Instruction =>
Omit all pictures. Copy the rest of the material exactly.

-- start --

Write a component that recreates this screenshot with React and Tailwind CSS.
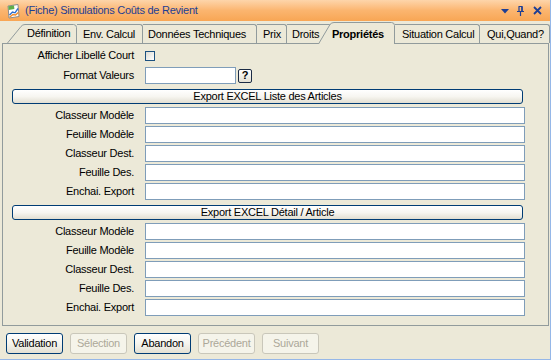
import React from "react";

const GROUP = ["Classeur Modèle", "Feuille Modèle", "Classeur Dest.", "Feuille Des.", "Enchai. Export"];

function Label({ children }) {
  return (
    <div className="w-[131px] shrink-0 text-right whitespace-nowrap leading-none">{children}</div>
  );
}

function InputRow({ label }) {
  return (
    <div className="flex items-center h-[17px] pr-[23px]">
      <Label>{label}</Label>
      <div className="ml-[11px] flex-1 h-[17px] bg-white border border-[#7f9db9]" />
    </div>
  );
}

function ExportButton({ children, mt }) {
  return (
    <div
      className={`${mt} ml-[9px] mr-[25px] h-[15px] rounded-[3px] border border-[#003c74] bg-gradient-to-b from-white via-[#f7f6f1] to-[#e2dfd2] flex items-center justify-center leading-none`}
    >
      {children}
    </div>
  );
}

function Btn({ children, disabled }) {
  return (
    <div
      className={
        disabled
          ? "w-[57px] h-[21px] rounded-[3px] border border-[#c9c7ba] bg-[#f5f4ea] text-[#aca899] flex items-center justify-center leading-none"
          : "w-[57px] h-[21px] rounded-[3px] border border-[#003c74] bg-gradient-to-b from-white via-[#f5f4ee] to-[#e3e0d3] text-black flex items-center justify-center leading-none"
      }
    >
      {children}
    </div>
  );
}

function Tab({ w, pl, children }) {
  return (
    <div
      className={`${w} ${pl} h-[19px] shrink-0 border-t border-r border-[#919b9c] rounded-tr-[3px] flex items-center leading-none whitespace-nowrap overflow-hidden`}
    >
      {children}
    </div>
  );
}

export default function App() {
  return (
    <div className="w-[551px] h-[360px] bg-[#ece9d8] flex flex-col font-['Liberation_Sans',Arial,sans-serif] text-[11px] tracking-[-0.25px] text-black overflow-hidden border-r border-b border-[#95b7e8]">
      {/* Title bar */}
      <div className="h-[21px] shrink-0 flex items-center bg-gradient-to-b from-[#fdd5aa] via-[#fbb56f] to-[#f8a654]">
        <div className="w-[25px] shrink-0 flex items-center justify-center pl-[1px]">
          <svg width="16" height="16" viewBox="0 0 16 16">
            <path d="M3 3 L13 1.5 L14 13.5 L4 15 Z" fill="#ffffff" stroke="#8c8c8c" strokeWidth="1" />
            <path d="M3.3 3.2 L9 2.4 L9.4 6 L3.7 7 Z" fill="#5fae4a" />
            <path d="M4.5 12 L7.5 9 L10 9.8 L13 5.5" fill="none" stroke="#2e6fd0" strokeWidth="1.4" />
            <path d="M4.8 14 L8 11.5 L10.5 12 L13.4 9.5" fill="none" stroke="#f08a2a" strokeWidth="1.4" />
          </svg>
        </div>
        <span className="text-[#1d3e94] leading-none whitespace-nowrap">(Fiche) Simulations Coûts de Revient</span>
        <div className="ml-auto flex items-center mr-[8px]">
          <svg width="8" height="5" viewBox="0 0 8 5" className="mr-[8px] mt-[2px]">
            <path d="M0 0 H8 L4 4.5 Z" fill="#1d3e94" />
          </svg>
          <svg width="7" height="10" viewBox="0 0 7 10" className="mr-[9px]">
            <path d="M1.5 0.5 H5.5 M2 0.5 V5.5 M5 0.5 V5.5 M0 5.5 H7 M3.5 5.5 V10" fill="none" stroke="#1d3e94" strokeWidth="1.2" />
            <rect x="4.3" y="0.5" width="1.4" height="5" fill="#1d3e94" />
          </svg>
          <svg width="9" height="9" viewBox="0 0 9 9">
            <path d="M1 1 L8 8 M8 1 L1 8" stroke="#1d3e94" strokeWidth="1.8" />
          </svg>
        </div>
      </div>

      {/* Tab strip */}
      <div className="h-[22px] shrink-0 flex items-end pl-[7px]">
        <div className="relative w-[70px] h-[19px] shrink-0 flex items-center pl-[20px] leading-none whitespace-nowrap">
          <svg className="absolute inset-0" width="70" height="19" viewBox="0 0 70 19">
            <path d="M0.5 19 L14 2.5 Q15.5 0.5 18 0.5 H66.5 Q69.5 0.5 69.5 3.5 V19" fill="#ece9d8" stroke="#919b9c" strokeWidth="1" />
          </svg>
          <span className="relative">Définition</span>
        </div>
        <Tab w="w-[66px]" pl="pl-[6px]">Env. Calcul</Tab>
        <Tab w="w-[114px]" pl="pl-[5px]">Données Techniques</Tab>
        <Tab w="w-[30px]" pl="pl-[6px]">Prix</Tab>
        <Tab w="w-[45px]" pl="pl-[5px]">Droits</Tab>
        <div className="relative z-10 -ml-[14px] -mb-px w-[77px] h-[22px] shrink-0 flex items-center pl-[14px] pt-[2px] leading-none whitespace-nowrap font-bold">
          <svg className="absolute inset-0" width="77" height="22" viewBox="0 0 77 22">
            <path d="M0.5 22 L12 2.5 Q13.5 0.5 16 0.5 H73.5 Q76.5 0.5 76.5 3.5 V22" fill="#ece9d8" stroke="#919b9c" strokeWidth="1" />
          </svg>
          <span className="relative">Propriétés</span>
        </div>
        <Tab w="w-[85px]" pl="pl-[7px]">Situation Calcul</Tab>
        <Tab w="w-[70px]" pl="pl-[7px]">Qui,Quand?</Tab>
      </div>

      {/* Panel */}
      <div className="ml-[2px] mr-[1px] h-[283px] shrink-0 border border-[#919b9c] flex flex-col">
        <div className="mt-[3px] h-[17px] flex items-center">
          <Label>Afficher Libellé Court</Label>
          <div className="ml-[11px] w-[10px] h-[10px] border border-[#1c5180] bg-gradient-to-br from-[#dcdbd3] to-white" />
        </div>
        <div className="mt-[3px] h-[17px] flex items-center">
          <Label>Format Valeurs</Label>
          <div className="ml-[11px] w-[91px] h-[17px] bg-white border border-[#7f9db9]" />
          <div className="ml-[2px] w-[14px] h-[14px] rounded-[2px] border border-[#1b2b45] bg-gradient-to-b from-white to-[#e3e0d3] flex items-center justify-center font-bold text-[11px] leading-none tracking-normal">
            ?
          </div>
        </div>

        <ExportButton mt="mt-[5px]">Export EXCEL Liste des Articles</ExportButton>
        <div className="mt-[3px] flex flex-col gap-[2px]">
          {GROUP.map((l) => (
            <InputRow key={"a" + l} label={l} />
          ))}
        </div>

        <ExportButton mt="mt-[5px]">Export EXCEL Détail / Article</ExportButton>
        <div className="mt-[3px] flex flex-col gap-[2px]">
          {GROUP.map((l) => (
            <InputRow key={"b" + l} label={l} />
          ))}
        </div>
      </div>

      {/* Bottom buttons */}
      <div className="pt-[7px] pl-[6px] flex gap-[7px]">
        <Btn>Validation</Btn>
        <Btn disabled>Sélection</Btn>
        <Btn>Abandon</Btn>
        <Btn disabled>Précédent</Btn>
        <Btn disabled>Suivant</Btn>
      </div>
    </div>
  );
}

-- end --

Answer to this exercise =>
Write a component that recreates this screenshot with React and Tailwind CSS.
import React from "react";

const GROUP = ["Classeur Modèle", "Feuille Modèle", "Classeur Dest.", "Feuille Des.", "Enchai. Export"];

function Label({ children }) {
  return (
    <div className="w-[131px] shrink-0 text-right whitespace-nowrap leading-none">{children}</div>
  );
}

function InputRow({ label }) {
  return (
    <div className="flex items-center h-[17px] pr-[23px]">
      <Label>{label}</Label>
      <div className="ml-[11px] flex-1 h-[17px] bg-white border border-[#7f9db9]" />
    </div>
  );
}

function ExportButton({ children, mt }) {
  return (
    <div
      className={`${mt} ml-[9px] mr-[25px] h-[15px] rounded-[3px] border border-[#003c74] bg-gradient-to-b from-white via-[#f7f6f1] to-[#e2dfd2] flex items-center justify-center leading-none`}
    >
      {children}
    </div>
  );
}

function Btn({ children, disabled }) {
  return (
    <div
      className={
        disabled
          ? "w-[57px] h-[21px] rounded-[3px] border border-[#c9c7ba] bg-[#f5f4ea] text-[#aca899] flex items-center justify-center leading-none"
          : "w-[57px] h-[21px] rounded-[3px] border border-[#003c74] bg-gradient-to-b from-white via-[#f5f4ee] to-[#e3e0d3] text-black flex items-center justify-center leading-none"
      }
    >
      {children}
    </div>
  );
}

function Tab({ w, pl, children }) {
  return (
    <div
      className={`${w} ${pl} h-[19px] shrink-0 border-t border-r border-[#919b9c] rounded-tr-[3px] flex items-center leading-none whitespace-nowrap overflow-hidden`}
    >
      {children}
    </div>
  );
}

export default function App() {
  return (
    <div className="w-[551px] h-[360px] bg-[#ece9d8] flex flex-col font-['Liberation_Sans',Arial,sans-serif] text-[11px] tracking-[-0.25px] text-black overflow-hidden border-r border-b border-[#95b7e8]">
      {/* Title bar */}
      <div className="h-[21px] shrink-0 flex items-center bg-gradient-to-b from-[#fdd5aa] via-[#fbb56f] to-[#f8a654]">
        <div className="w-[25px] shrink-0 flex items-center justify-center pl-[1px]">
          <svg width="16" height="16" viewBox="0 0 16 16">
            <path d="M3 3 L13 1.5 L14 13.5 L4 15 Z" fill="#ffffff" stroke="#8c8c8c" strokeWidth="1" />
            <path d="M3.3 3.2 L9 2.4 L9.4 6 L3.7 7 Z" fill="#5fae4a" />
            <path d="M4.5 12 L7.5 9 L10 9.8 L13 5.5" fill="none" stroke="#2e6fd0" strokeWidth="1.4" />
            <path d="M4.8 14 L8 11.5 L10.5 12 L13.4 9.5" fill="none" stroke="#f08a2a" strokeWidth="1.4" />
          </svg>
        </div>
        <span className="text-[#1d3e94] leading-none whitespace-nowrap">(Fiche) Simulations Coûts de Revient</span>
        <div className="ml-auto flex items-center mr-[8px]">
          <svg width="8" height="5" viewBox="0 0 8 5" className="mr-[8px] mt-[2px]">
            <path d="M0 0 H8 L4 4.5 Z" fill="#1d3e94" />
          </svg>
          <svg width="7" height="10" viewBox="0 0 7 10" className="mr-[9px]">
            <path d="M1.5 0.5 H5.5 M2 0.5 V5.5 M5 0.5 V5.5 M0 5.5 H7 M3.5 5.5 V10" fill="none" stroke="#1d3e94" strokeWidth="1.2" />
            <rect x="4.3" y="0.5" width="1.4" height="5" fill="#1d3e94" />
          </svg>
          <svg width="9" height="9" viewBox="0 0 9 9">
            <path d="M1 1 L8 8 M8 1 L1 8" stroke="#1d3e94" strokeWidth="1.8" />
          </svg>
        </div>
      </div>

      {/* Tab strip */}
      <div className="h-[22px] shrink-0 flex items-end pl-[7px]">
        <div className="relative w-[70px] h-[19px] shrink-0 flex items-center pl-[20px] leading-none whitespace-nowrap">
          <svg className="absolute inset-0" width="70" height="19" viewBox="0 0 70 19">
            <path d="M0.5 19 L14 2.5 Q15.5 0.5 18 0.5 H66.5 Q69.5 0.5 69.5 3.5 V19" fill="#ece9d8" stroke="#919b9c" strokeWidth="1" />
          </svg>
          <span className="relative">Définition</span>
        </div>
        <Tab w="w-[66px]" pl="pl-[6px]">Env. Calcul</Tab>
        <Tab w="w-[114px]" pl="pl-[5px]">Données Techniques</Tab>
        <Tab w="w-[30px]" pl="pl-[6px]">Prix</Tab>
        <Tab w="w-[45px]" pl="pl-[5px]">Droits</Tab>
        <div className="relative z-10 -ml-[14px] -mb-px w-[77px] h-[22px] shrink-0 flex items-center pl-[14px] pt-[2px] leading-none whitespace-nowrap font-bold">
          <svg className="absolute inset-0" width="77" height="22" viewBox="0 0 77 22">
            <path d="M0.5 22 L12 2.5 Q13.5 0.5 16 0.5 H73.5 Q76.5 0.5 76.5 3.5 V22" fill="#ece9d8" stroke="#919b9c" strokeWidth="1" />
          </svg>
          <span className="relative">Propriétés</span>
        </div>
        <Tab w="w-[85px]" pl="pl-[7px]">Situation Calcul</Tab>
        <Tab w="w-[70px]" pl="pl-[7px]">Qui,Quand?</Tab>
      </div>

      {/* Panel */}
      <div className="ml-[2px] mr-[1px] h-[283px] shrink-0 border border-[#919b9c] flex flex-col">
        <div className="mt-[3px] h-[17px] flex items-center">
          <Label>Afficher Libellé Court</Label>
          <div className="ml-[11px] w-[10px] h-[10px] border border-[#1c5180] bg-gradient-to-br from-[#dcdbd3] to-white" />
        </div>
        <div className="mt-[3px] h-[17px] flex items-center">
          <Label>Format Valeurs</Label>
          <div className="ml-[11px] w-[91px] h-[17px] bg-white border border-[#7f9db9]" />
          <div className="ml-[2px] w-[14px] h-[14px] rounded-[2px] border border-[#1b2b45] bg-gradient-to-b from-white to-[#e3e0d3] flex items-center justify-center font-bold text-[11px] leading-none tracking-normal">
            ?
          </div>
        </div>

        <ExportButton mt="mt-[5px]">Export EXCEL Liste des Articles</ExportButton>
        <div className="mt-[3px] flex flex-col gap-[2px]">
          {GROUP.map((l) => (
            <InputRow key={"a" + l} label={l} />
          ))}
        </div>

        <ExportButton mt="mt-[5px]">Export EXCEL Détail / Article</ExportButton>
        <div className="mt-[3px] flex flex-col gap-[2px]">
          {GROUP.map((l) => (
            <InputRow key={"b" + l} label={l} />
          ))}
        </div>
      </div>

      {/* Bottom buttons */}
      <div className="pt-[7px] pl-[6px] flex gap-[7px]">
        <Btn>Validation</Btn>
        <Btn disabled>Sélection</Btn>
        <Btn>Abandon</Btn>
        <Btn disabled>Précédent</Btn>
        <Btn disabled>Suivant</Btn>
      </div>
    </div>
  );
}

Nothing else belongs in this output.